Dataset content:

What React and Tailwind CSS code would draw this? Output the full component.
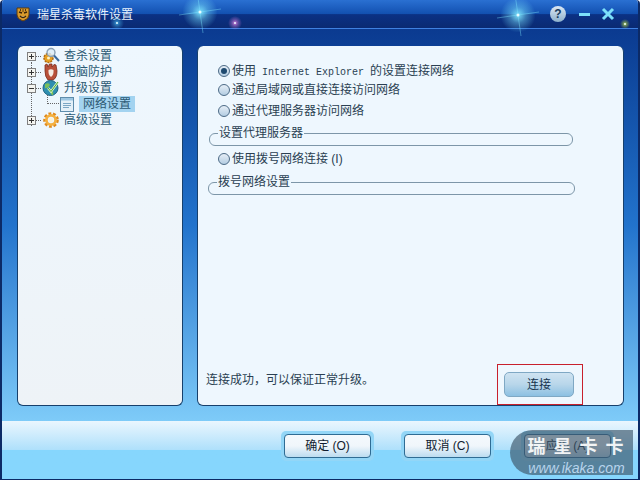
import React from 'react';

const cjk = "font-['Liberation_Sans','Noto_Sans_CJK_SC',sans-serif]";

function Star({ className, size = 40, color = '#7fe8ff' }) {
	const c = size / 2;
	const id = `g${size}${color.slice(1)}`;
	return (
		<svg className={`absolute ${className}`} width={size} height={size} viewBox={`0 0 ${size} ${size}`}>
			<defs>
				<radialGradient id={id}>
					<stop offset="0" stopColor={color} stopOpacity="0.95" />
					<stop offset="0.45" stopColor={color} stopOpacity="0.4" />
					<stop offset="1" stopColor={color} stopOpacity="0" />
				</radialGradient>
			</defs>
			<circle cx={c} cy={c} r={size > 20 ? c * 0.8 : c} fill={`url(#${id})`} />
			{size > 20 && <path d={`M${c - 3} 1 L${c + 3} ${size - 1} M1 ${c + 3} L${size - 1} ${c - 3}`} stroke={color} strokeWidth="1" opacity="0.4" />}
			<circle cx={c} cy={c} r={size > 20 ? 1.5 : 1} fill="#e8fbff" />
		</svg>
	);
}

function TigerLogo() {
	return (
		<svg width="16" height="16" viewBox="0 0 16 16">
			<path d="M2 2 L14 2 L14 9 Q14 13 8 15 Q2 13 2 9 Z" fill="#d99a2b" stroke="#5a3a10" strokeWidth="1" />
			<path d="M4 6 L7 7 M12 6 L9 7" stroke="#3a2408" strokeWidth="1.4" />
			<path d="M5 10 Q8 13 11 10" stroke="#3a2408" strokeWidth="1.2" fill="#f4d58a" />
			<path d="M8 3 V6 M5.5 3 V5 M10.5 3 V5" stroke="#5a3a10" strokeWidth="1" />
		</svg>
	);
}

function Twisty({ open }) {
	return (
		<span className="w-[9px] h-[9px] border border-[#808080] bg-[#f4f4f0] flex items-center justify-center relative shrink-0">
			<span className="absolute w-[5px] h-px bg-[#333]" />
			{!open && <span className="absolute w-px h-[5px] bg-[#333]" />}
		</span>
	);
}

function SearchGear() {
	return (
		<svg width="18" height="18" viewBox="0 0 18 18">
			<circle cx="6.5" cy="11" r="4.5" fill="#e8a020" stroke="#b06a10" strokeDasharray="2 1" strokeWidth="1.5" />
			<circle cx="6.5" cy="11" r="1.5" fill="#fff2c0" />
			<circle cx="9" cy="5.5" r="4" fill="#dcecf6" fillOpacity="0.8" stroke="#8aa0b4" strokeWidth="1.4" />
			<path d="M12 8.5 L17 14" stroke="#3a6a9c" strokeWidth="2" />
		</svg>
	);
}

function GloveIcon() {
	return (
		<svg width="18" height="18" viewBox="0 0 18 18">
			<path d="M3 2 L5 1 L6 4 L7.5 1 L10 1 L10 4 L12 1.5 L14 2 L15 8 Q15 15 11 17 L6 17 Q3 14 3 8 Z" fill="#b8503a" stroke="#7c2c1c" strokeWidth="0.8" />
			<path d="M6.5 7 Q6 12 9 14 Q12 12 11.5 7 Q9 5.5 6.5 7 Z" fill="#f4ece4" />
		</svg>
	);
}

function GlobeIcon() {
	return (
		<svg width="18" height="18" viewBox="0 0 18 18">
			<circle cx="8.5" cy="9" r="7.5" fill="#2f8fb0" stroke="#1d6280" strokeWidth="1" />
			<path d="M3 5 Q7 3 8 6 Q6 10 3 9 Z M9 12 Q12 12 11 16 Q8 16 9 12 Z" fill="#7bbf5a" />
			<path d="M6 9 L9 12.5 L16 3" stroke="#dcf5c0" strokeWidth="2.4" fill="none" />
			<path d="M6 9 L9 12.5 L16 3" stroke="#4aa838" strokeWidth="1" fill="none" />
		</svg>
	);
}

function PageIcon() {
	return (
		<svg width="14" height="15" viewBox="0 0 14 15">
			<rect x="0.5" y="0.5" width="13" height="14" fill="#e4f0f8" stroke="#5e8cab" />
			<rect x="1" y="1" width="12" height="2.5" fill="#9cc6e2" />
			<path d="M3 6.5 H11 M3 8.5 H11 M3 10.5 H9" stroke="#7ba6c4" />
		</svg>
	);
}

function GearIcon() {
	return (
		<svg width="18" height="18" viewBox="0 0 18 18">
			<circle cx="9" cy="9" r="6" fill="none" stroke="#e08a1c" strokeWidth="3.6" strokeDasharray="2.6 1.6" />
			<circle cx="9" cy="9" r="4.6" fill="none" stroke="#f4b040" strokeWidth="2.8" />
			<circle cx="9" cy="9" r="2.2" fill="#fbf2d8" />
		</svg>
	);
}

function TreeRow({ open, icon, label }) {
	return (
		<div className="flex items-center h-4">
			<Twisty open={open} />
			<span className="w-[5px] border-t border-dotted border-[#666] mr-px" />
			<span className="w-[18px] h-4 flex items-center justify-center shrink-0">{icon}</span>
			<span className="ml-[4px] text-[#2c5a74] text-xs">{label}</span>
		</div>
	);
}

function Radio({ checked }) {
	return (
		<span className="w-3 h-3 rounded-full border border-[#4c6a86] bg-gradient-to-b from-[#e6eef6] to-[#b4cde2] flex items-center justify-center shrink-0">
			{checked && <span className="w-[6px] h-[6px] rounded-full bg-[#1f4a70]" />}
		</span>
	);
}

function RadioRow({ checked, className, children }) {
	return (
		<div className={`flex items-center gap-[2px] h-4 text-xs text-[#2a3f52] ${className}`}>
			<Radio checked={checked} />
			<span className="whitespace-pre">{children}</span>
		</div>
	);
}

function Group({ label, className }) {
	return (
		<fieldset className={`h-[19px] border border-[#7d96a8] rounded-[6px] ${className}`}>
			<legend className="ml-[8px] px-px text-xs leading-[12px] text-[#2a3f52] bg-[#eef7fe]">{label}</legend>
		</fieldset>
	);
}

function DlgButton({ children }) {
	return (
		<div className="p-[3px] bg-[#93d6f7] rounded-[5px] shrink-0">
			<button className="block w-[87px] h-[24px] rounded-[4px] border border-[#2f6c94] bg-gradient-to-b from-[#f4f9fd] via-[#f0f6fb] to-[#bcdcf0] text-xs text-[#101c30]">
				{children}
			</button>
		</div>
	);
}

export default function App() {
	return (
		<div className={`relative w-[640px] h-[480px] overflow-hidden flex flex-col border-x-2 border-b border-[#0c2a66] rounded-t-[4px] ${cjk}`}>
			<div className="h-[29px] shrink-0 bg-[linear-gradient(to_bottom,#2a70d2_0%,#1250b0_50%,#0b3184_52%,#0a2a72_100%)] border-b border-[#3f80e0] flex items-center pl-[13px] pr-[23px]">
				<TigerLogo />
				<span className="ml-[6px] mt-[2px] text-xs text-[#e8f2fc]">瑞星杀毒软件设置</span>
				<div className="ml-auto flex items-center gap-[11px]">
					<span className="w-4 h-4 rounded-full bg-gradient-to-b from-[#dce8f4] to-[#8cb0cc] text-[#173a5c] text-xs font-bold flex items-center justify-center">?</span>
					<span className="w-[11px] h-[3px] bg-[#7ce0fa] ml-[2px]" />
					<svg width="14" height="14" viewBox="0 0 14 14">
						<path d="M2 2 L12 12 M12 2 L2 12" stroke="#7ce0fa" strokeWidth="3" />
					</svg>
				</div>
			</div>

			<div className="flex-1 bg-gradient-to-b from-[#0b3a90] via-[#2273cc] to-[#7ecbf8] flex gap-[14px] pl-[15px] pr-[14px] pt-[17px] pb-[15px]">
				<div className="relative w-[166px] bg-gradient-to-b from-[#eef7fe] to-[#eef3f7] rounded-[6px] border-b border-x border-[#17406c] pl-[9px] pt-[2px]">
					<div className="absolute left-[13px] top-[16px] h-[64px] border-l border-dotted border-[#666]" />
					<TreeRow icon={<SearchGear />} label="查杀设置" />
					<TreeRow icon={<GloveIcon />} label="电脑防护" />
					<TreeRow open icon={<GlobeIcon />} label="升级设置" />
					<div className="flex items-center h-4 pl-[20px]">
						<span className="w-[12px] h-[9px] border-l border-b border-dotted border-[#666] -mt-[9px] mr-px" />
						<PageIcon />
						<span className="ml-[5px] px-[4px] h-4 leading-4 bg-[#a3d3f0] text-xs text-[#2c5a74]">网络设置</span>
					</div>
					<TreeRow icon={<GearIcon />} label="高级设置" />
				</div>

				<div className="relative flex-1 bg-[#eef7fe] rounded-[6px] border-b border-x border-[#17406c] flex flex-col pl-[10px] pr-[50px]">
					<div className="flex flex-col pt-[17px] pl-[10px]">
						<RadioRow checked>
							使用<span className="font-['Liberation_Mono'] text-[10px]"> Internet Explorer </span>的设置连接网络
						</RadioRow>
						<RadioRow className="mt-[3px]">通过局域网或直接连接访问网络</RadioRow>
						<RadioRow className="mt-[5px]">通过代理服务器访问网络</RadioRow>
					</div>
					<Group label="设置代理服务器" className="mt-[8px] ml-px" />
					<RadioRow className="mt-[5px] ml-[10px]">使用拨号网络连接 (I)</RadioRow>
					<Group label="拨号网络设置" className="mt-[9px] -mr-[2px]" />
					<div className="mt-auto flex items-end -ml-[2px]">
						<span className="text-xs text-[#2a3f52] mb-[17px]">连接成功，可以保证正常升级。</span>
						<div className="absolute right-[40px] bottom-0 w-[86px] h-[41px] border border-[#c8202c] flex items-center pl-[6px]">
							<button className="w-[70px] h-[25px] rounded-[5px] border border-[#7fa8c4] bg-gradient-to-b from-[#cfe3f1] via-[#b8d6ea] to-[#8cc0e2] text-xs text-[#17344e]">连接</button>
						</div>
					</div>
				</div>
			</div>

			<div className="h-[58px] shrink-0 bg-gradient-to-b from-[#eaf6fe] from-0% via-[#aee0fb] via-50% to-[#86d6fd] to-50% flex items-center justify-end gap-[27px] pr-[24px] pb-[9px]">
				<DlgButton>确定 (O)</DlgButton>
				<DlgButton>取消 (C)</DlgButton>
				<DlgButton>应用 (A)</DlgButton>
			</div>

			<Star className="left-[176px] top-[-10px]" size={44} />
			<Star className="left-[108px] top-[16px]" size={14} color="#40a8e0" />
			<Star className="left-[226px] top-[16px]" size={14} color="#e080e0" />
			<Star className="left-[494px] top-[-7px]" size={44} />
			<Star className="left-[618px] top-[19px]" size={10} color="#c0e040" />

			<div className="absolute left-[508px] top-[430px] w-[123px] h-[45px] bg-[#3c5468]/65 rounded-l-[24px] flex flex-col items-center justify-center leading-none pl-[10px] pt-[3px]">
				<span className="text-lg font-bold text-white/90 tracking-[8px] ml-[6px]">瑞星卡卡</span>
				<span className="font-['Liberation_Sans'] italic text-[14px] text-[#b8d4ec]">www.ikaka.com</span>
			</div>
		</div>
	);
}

Requirements: Gather and copy every line of the data in which the string "React" is found.

Task output:
What React and Tailwind CSS code would draw this? Output the full component.
import React from 'react';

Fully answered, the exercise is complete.